We got to the tower and climbed it. Straightforward cracks made the ascent a piece of cake. The Durrance route is only 5.7 — a moderate climb. Its symmetrical columns rise 600 feet above the valley floor. You stick your hand high in a crack, make a fist, pull your body up, raise a leg, slip your foot in sideways and twist so that it wedges. At one point, a column had fallen off and left a gap, so we jumped across the six-foot span with air under our breeches.
Then we hitchhiked into South Dakota, first stopping at the Homestake Gold Mine — America’s largest — and applied for work. The personnel manager said he’d put me to work shoveling cyanide sand, but Frank was underage, so he wouldn’t hire him. I wasn’t going to work there without Frank.
We drifted on to Sylvan Lake in the Black Hills, which was quiet and cold because it was the off-season. A lone caretaker said, “Pick your bunkhouse, no charge.” We found a deserted bunkhouse and plopped onto a couple of bare-wire bed frames. The next morning we picked a cliff and put up a meandering route, reveling in the freedom of moving on the macro-crystalline granite wherever we pleased. We named it Bouillabaisse. It’s not in any guidebook.
A storm was brewing as we hitchhiked south that afternoon. A sand truck let us out by a farmer’s field north of Custer.
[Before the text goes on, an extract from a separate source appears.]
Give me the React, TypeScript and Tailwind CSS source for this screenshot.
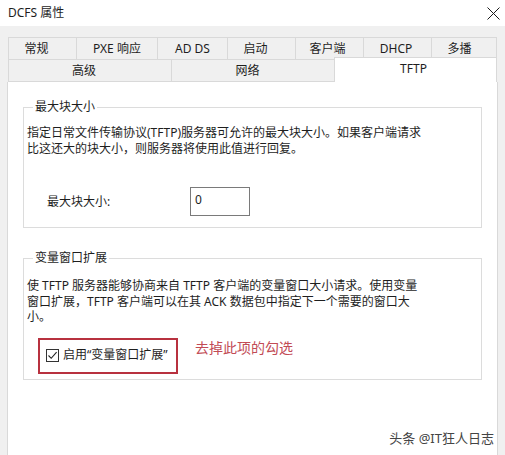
import React from "react";

const font = { fontFamily: '"Noto Sans", "Noto Sans CJK SC", sans-serif' };

const topTabs = [
  { label: "常规", w: "w-[68px]", pad: "pr-[12px]" },
  { label: "PXE 响应", w: "w-[81px]", pad: "" },
  { label: "AD DS", w: "w-[70px]", pad: "" },
  { label: "启动", w: "w-[68px]", pad: "pr-[12px]" },
  { label: "客户端", w: "w-[68px]", pad: "pr-[4px]" },
  { label: "DHCP", w: "w-[68px]", pad: "pr-[3px]" },
  { label: "多播", w: "w-[66px]", pad: "pr-[9px]" },
];

function CloseIcon() {
  return (
    <svg width="13" height="13" viewBox="0 0 13 13" fill="none">
      <path d="M0.5 0.5L12.5 12.5M12.5 0.5L0.5 12.5" stroke="#1a1a1a" strokeWidth="1" />
    </svg>
  );
}

function CheckBox() {
  return (
    <span className="flex h-[13px] w-[13px] shrink-0 items-center justify-center border border-[#333333] bg-white">
      <svg width="11" height="11" viewBox="0 0 11 11" fill="none">
        <path d="M1.5 5.5L4.2 8.3L9.6 2.2" stroke="#222222" strokeWidth="1.1" />
      </svg>
    </span>
  );
}

export default function App() {
  return (
    <div className="relative flex h-[455px] w-[505px] flex-col overflow-hidden text-[12px] text-[#1e1e1e]" style={font}>
      {/* title bar */}
      <div className="flex h-[26px] items-center justify-between bg-white pl-[8px] pr-[5px]">
        <span className="leading-[16px]">DCFS 属性</span>
        <CloseIcon />
      </div>

      <div className="flex flex-1 flex-col bg-[#f0f0f0] pl-[7px] pt-[11px]">
        {/* tab row 1 */}
        <div className="ml-[1px] flex h-[22px]">
          {topTabs.map((t, i) => (
            <div
              key={t.label}
              className={`flex items-center justify-center border-l border-t border-[#d9d9d9] ${t.w} ${t.pad} ${
                i === topTabs.length - 1 ? "border-r" : ""
              }`}
            >
              <span className="leading-[16px] pt-[1px]">{t.label}</span>
            </div>
          ))}
        </div>

        {/* tab row 2 */}
        <div className="ml-[1px] flex h-[23px] items-end">
          <div className="flex h-[23px] w-[163px] items-center justify-center border-b border-l border-t border-[#d9d9d9] pr-[12px]">
            <span className="leading-[16px] pt-[1px]">高级</span>
          </div>
          <div className="flex h-[23px] w-[164px] items-center justify-center border-b border-l border-t border-[#d9d9d9] pr-[12px]">
            <span className="leading-[16px] pt-[1px]">网络</span>
          </div>
          <div className="relative z-10 -ml-[1px] flex h-[25px] w-[163px] items-start justify-center border-l border-r border-t border-[#d9d9d9] bg-white pr-[4px] pt-[3px]">
            <span className="leading-[16px]">TFTP</span>
          </div>
        </div>

        {/* page */}
        <div className="flex w-[491px] flex-1 flex-col border-l border-r border-[#d9d9d9] bg-white px-[15px] pt-[17px]">
          <fieldset className="border border-[#dcdcdc] pb-[11px] pl-[3px]">
            <legend className="ml-[6px] px-[2px] leading-[16px]">最大块大小</legend>
            <p className="mt-[10px] whitespace-nowrap leading-[16px]">
              指定日常文件传输协议(TFTP)服务器可允许的最大块大小。如果客户端请求
              <br />
              比这还大的块大小，则服务器将使用此值进行回复。
            </p>
            <div className="mt-[30px] flex items-center">
              <span className="ml-[20px] w-[143px] leading-[16px]">最大块大小:</span>
              <div className="flex h-[29px] w-[60px] items-start border border-[#7a7a7a] pl-[4px] pt-[4px]">
                <span className="leading-[16px]">0</span>
              </div>
            </div>
          </fieldset>

          <fieldset className="mt-[22px] border border-[#dcdcdc] pb-[5px] pl-[3px]">
            <legend className="ml-[6px] px-[2px] leading-[16px]">变量窗口扩展</legend>
            <p className="mt-[12px] whitespace-nowrap leading-[15.5px]">
              使 TFTP 服务器能够协商来自 TFTP 客户端的变量窗口大小请求。使用变量
              <br />
              窗口扩展，TFTP 客户端可以在其 ACK 数据包中指定下一个需要的窗口大
              <br />
              小。
            </p>
            <div className="mt-[13px] flex items-start">
              <div className="ml-[11px] flex h-[36px] w-[140px] items-center gap-[4px] border-2 border-[#b8313f] pb-[1px] pl-[6px]">
                <CheckBox />
                <span className="whitespace-nowrap leading-[16px]">启用“变量窗口扩展”</span>
              </div>
              <span className="ml-[17px] mt-[1px] text-[14px] leading-[18px] text-[#c24b55]">去掉此项的勾选</span>
            </div>
          </fieldset>
        </div>
      </div>

      <span className="absolute bottom-[8px] right-[11px] text-[13px] leading-[18px] text-[#444444] [text-shadow:0_0_2px_#ffffff]">
        头条 @IT狂人日志
      </span>
    </div>
  );
}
As the snow blew in, we sought shelter in a nearby cave, stacked some branches around it for a lean-to, and built a fire. No sooner had we gotten cozy than a policeman showed up and arrested us for trespassing.
I felt sorry for the policemen, who had to endure the stench of our B.O., our smoke-saturated clothes, and the crusty residue of liverwurst and Jello on our teeth as we sat in the back of his patrol car. We welcomed our overnight accommodation in the Custer jail. Not only did we have mattresses to sleep on, we also had a sink to wash our underwear in. But they turned us out in the morning without providing hot breakfast, which was a disappointment.